What is one food product most people don’t know about, but should? When in Cabo, I was turned onto “Sal de Gusano,” sal de gusano, gusano salt or “maggot salt.” It is sea salt from Mexico that contains: sea salt, toasted and ground agave worms (100% chinicuil) and chile costeño. Gusano refers to the larvae in the salt. You can purchase it by clicking here.

This is one incredible smelling and flavorful salt reminiscent of mescal. Smoky and a touch of spice. Purist say the worm belongs only in related product from mescal. Strictly speaking, mescal is a generic term meaning any distillate of the many species of agave (or maguey) plant, tequila included. Rim this on margarita glasses, sprinkle over a roast before slicing, sprinkle on a caramels dipped in chocolate like they do with flor de sel, sprinkle on oranges or mangoes, use in ceviche.

Describe your worst kitchen disaster and how (if possible) you saved it:  I worked in restaurant in upstate New York 35 years ago where one of the dishes was flambéed cherries prepared tableside by the waiter; the waitstaff assembled all the components for the flambé from their cooler. One shift we had a new employee working who unknowing at the moment reached into a can of black olives and quickly scooped them up and proceeded to prepare the guest flambéed black olives over vanilla ice cream! It would probably be accepted today in the world of “Anything goes cuisine.”

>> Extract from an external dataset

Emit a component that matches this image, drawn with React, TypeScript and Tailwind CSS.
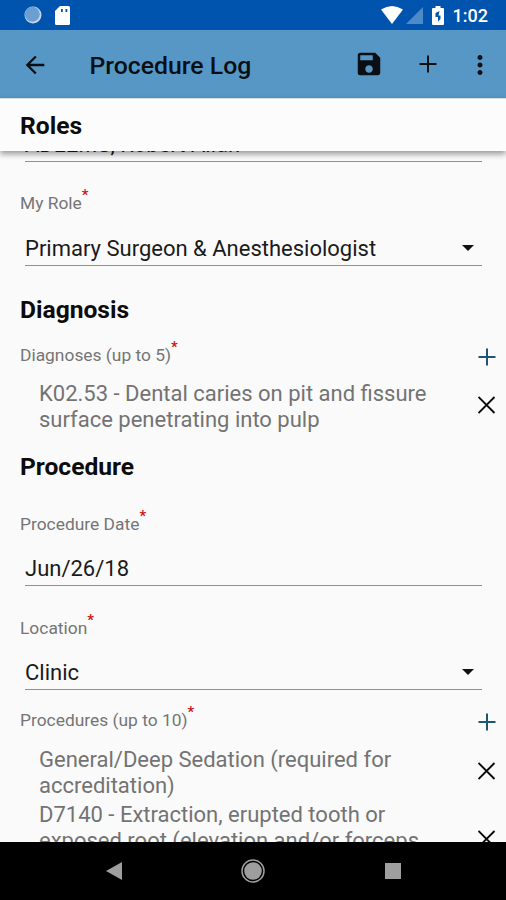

Who was your most influential mentor?  There are three of them: My three cooking mothers who influenced me at different stages of my career!
My mother – Opal Danko: as long as I can remember my first influence on cooking and cleaning.
Mabel Cecot: The first chef/owner that I worked with when I was 12 and all the way through the Culinary Institute of America.
Madeleine Kamman: Acted as a finishing school – I was an already trained chef when I started studying with her in 1983, She appointed me to Beringer externship in 1984 and when she started working at Beringer, I was on her Faculty for The School for American Chefs at Beringer Vineyard – I was working at Chateau Souverain and Beringer back then.